Independence for each school or group of schools under departmental supervision may be a better bet. Local people could elect a high proportion of whomever they wished onto boards of governors including church and specifically clerical representatives.
The area plans emphasis the need for closure or amalgamation. To be fair they also present a choice of new partnerships. What is most lacking though is any real strategy for how to forge these partnerships in a divided society and educational system. It isn’t enough to slap alternatives down on the table and leave people to get on with it. That is poor education and a poor politics. So are the lowest common denominators produced by purely bureaucratic control.
Real progress will not be made until rigorous cost benefit analyses are produced with incentives for creating new relationships at local level. Politicians, parents and teachers need to be given much more help to show how a more efficient and effective organisation of schools in their area can produce better teaching and facilities and allow their children to become better qualified than so many kids are today .Parents with children at grammar schools need to be reassured the high performing ones won’t be harmed and that the others can do better. All parents can then weigh new proposals with other preferences such as separate faith and communal environments.
Eventually politicians will have to take real decisions. I doubt if those decisions will be one size fits all but they may be different from today’s.
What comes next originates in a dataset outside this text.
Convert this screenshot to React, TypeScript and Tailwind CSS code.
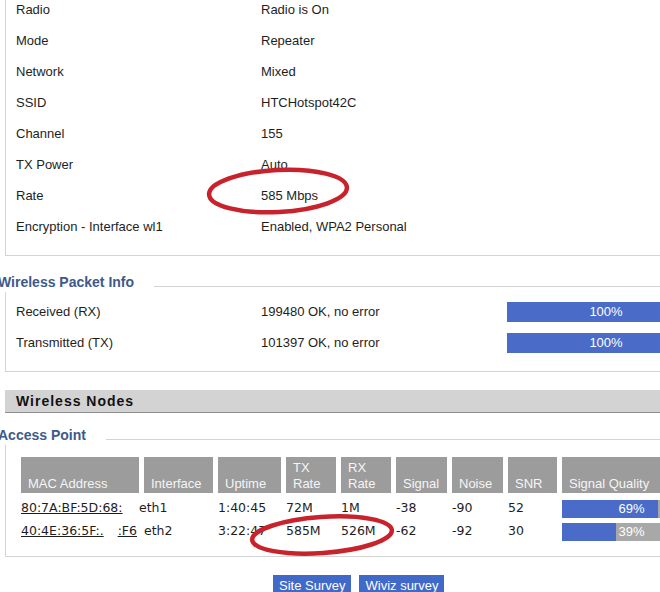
import React from 'react';

const radioRows = [
  ['Radio', 'Radio is On'],
  ['Mode', 'Repeater'],
  ['Network', 'Mixed'],
  ['SSID', 'HTCHotspot42C'],
  ['Channel', '155'],
  ['TX Power', 'Auto'],
  ['Rate', '585 Mbps'],
  ['Encryption - Interface wl1', 'Enabled, WPA2 Personal'],
];

const packetRows = [
  ['Received (RX)', '199480 OK, no error', '100%'],
  ['Transmitted (TX)', '101397 OK, no error', '100%'],
];

const nodeCols = 'grid grid-cols-[118px_69px_63px_50px_50px_51px_51px_49px_140px] gap-x-[5px]';

const nodes = [
  { mac: ['80:7A:BF:5D:68:'], iface: 'eth1', shift: true, uptime: '1:40:45', tx: '72M', rx: '1M', signal: '-38', noise: '-90', snr: '52', quality: 69 },
  { mac: ['40:4E:36:5F:.', ':F6'], iface: 'eth2', shift: false, uptime: '3:22:47', tx: '585M', rx: '526M', signal: '-62', noise: '-92', snr: '30', quality: 39 },
];

const SectionHeading: React.FC<{ title: string }> = ({ title }) => (
  <div className="flex h-[20px] items-start">
    <span className="ml-[-2px] mt-[2px] text-[14px] leading-[16px] font-bold text-[#3d5a8a]">{title}</span>
    <div className="ml-[20px] mt-[14px] h-px flex-1 bg-[#d4d4d4]" />
  </div>
);

const HeaderCell: React.FC<{ children: React.ReactNode }> = ({ children }) => (
  <div className="flex h-[36px] items-end overflow-hidden whitespace-nowrap bg-[#9c9c9c] pb-[1px] pl-[7px] text-[13px] leading-[16px] text-[#f5f5f5]">
    <span>{children}</span>
  </div>
);

export default function App() {
  return (
    <div className="relative h-[592px] w-[660px] overflow-hidden bg-white font-['Liberation_Sans',Arial,sans-serif] text-[#1e1e1e]">
      <div className="w-[780px]">
        {/* Radio status */}
        <div className="-mt-[6px] ml-[5px] border-b border-l border-[#d4d4d4] pb-[13px] pl-[10px]">
          {radioRows.map(([label, value]) => (
            <div key={label} className="grid h-[31px] grid-cols-[245px_246px_200px] items-center text-[13px]">
              <span>{label}</span>
              <span>{value}</span>
            </div>
          ))}
        </div>

        {/* Wireless Packet Info */}
        <div className="mt-[16px]">
          <SectionHeading title="Wireless Packet Info" />
          <div className="ml-[5px] border-b border-l border-[#d4d4d4] pb-[13px] pl-[10px] pt-[4px]">
            {packetRows.map(([label, value, pct]) => (
              <div key={label} className="grid h-[31px] grid-cols-[245px_246px_198px] items-center text-[13px]">
                <span>{label}</span>
                <span>{value}</span>
                <div className="h-[20px] bg-[#4a6cc8] text-center leading-[20px] text-white">{pct}</div>
              </div>
            ))}
          </div>
        </div>

        {/* Wireless Nodes bar */}
        <div className="ml-[5px] mt-[18px] flex h-[23px] items-center border-b border-[#8e8e8e] bg-[#d3d3d3] pl-[11px]">
          <span className="text-[14px] font-bold tracking-[1px] text-[#111]">Wireless Nodes</span>
        </div>

        {/* Access Point */}
        <div className="mt-[12px]">
          <SectionHeading title="Access Point" />
          <div className="ml-[5px] border-b border-l border-[#d4d4d4] pb-[13px] pl-[15px] pt-[12px]">
            <div className={nodeCols}>
              <HeaderCell>MAC Address</HeaderCell>
              <HeaderCell>Interface</HeaderCell>
              <HeaderCell>Uptime</HeaderCell>
              <HeaderCell>TX<br />Rate</HeaderCell>
              <HeaderCell>RX<br />Rate</HeaderCell>
              <HeaderCell>Signal</HeaderCell>
              <HeaderCell>Noise</HeaderCell>
              <HeaderCell>SNR</HeaderCell>
              <HeaderCell>Signal Quality</HeaderCell>
            </div>
            <div className="mt-[4px] font-['DejaVu_Sans',Verdana,sans-serif] text-[12.5px] text-[#1e1e1e]">
              {nodes.map((n) => (
                <div key={n.iface} className={`${nodeCols} h-[23px] items-center`}>
                  <span className="flex gap-[14px] whitespace-nowrap">
                    {n.mac.map((m) => (
                      <span key={m} className="underline">{m}</span>
                    ))}
                  </span>
                  <span className={n.shift ? '-ml-[5px]' : ''}>{n.iface}</span>
                  <span>{n.uptime}</span>
                  <span>{n.tx}</span>
                  <span>{n.rx}</span>
                  <span>{n.signal}</span>
                  <span>{n.noise}</span>
                  <span>{n.snr}</span>
                  <div className="relative h-[18px] w-[139px] bg-[#a8a8a8] font-['Liberation_Sans',Arial,sans-serif] text-[13px]">
                    <div className="h-full bg-[#4a6cc8]" style={{ width: `${n.quality}%` }} />
                    <span className="absolute inset-0 text-center leading-[18px] text-white">{n.quality}%</span>
                  </div>
                </div>
              ))}
            </div>
          </div>
        </div>

        {/* Buttons */}
        <div className="ml-[273px] mt-[18px] flex gap-[8px]">
          <button className="h-[22px] bg-[#4169c7] px-[6px] text-[13px] text-white">Site Survey</button>
          <button className="h-[22px] bg-[#4169c7] px-[6px] text-[13px] text-white">Wiviz survey</button>
        </div>
      </div>

      {/* red annotation circles */}
      <svg className="pointer-events-none absolute left-0 top-0" width="660" height="592" viewBox="0 0 660 592">
        <ellipse cx="278" cy="191" rx="69" ry="21" fill="none" stroke="#c8232c" strokeWidth="4.5" transform="rotate(-3 278 191)" />
        <ellipse cx="322" cy="535" rx="70" ry="18" fill="none" stroke="#c8232c" strokeWidth="4.5" transform="rotate(-4 322 535)" />
      </svg>
    </div>
  );
}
I say this but it may already be too late. Area planning is said to be advanced. If so it’s hard to believe that it will be the last word. Ten shared campuses are mooted. The single trumpeted example of the Omagh campus on the site of the former Lisanelly barracks is encouraging. But how much integration or even co-siting will actually happen?
Bain on “strategic planning” and Burns, Costello and Gallagher on phasing out academic selection were the models produced but there is a complete lack of political strategy for putting them into effect or finding alternatives. The resistance of grammar schools was inevitable. Unless new leadership is offered to reconcile upholding the best standards with improving the general level, there will be little or no change for the better ; crude rationalisation might actually makes things worse. The case of Coleraine High School could turn out to be an example ( yes offered by Nevin, thanks) .
The merger of the training colleges was first proposed at least as long ago as 1976 but was blocked by the Catholic Church to the silent relief of the Protestant establishments. The existence of the Assembly provides at least a forum for the debate. We know why the politicians are avoiding it. But why is the rest of society doing so little to encourage it?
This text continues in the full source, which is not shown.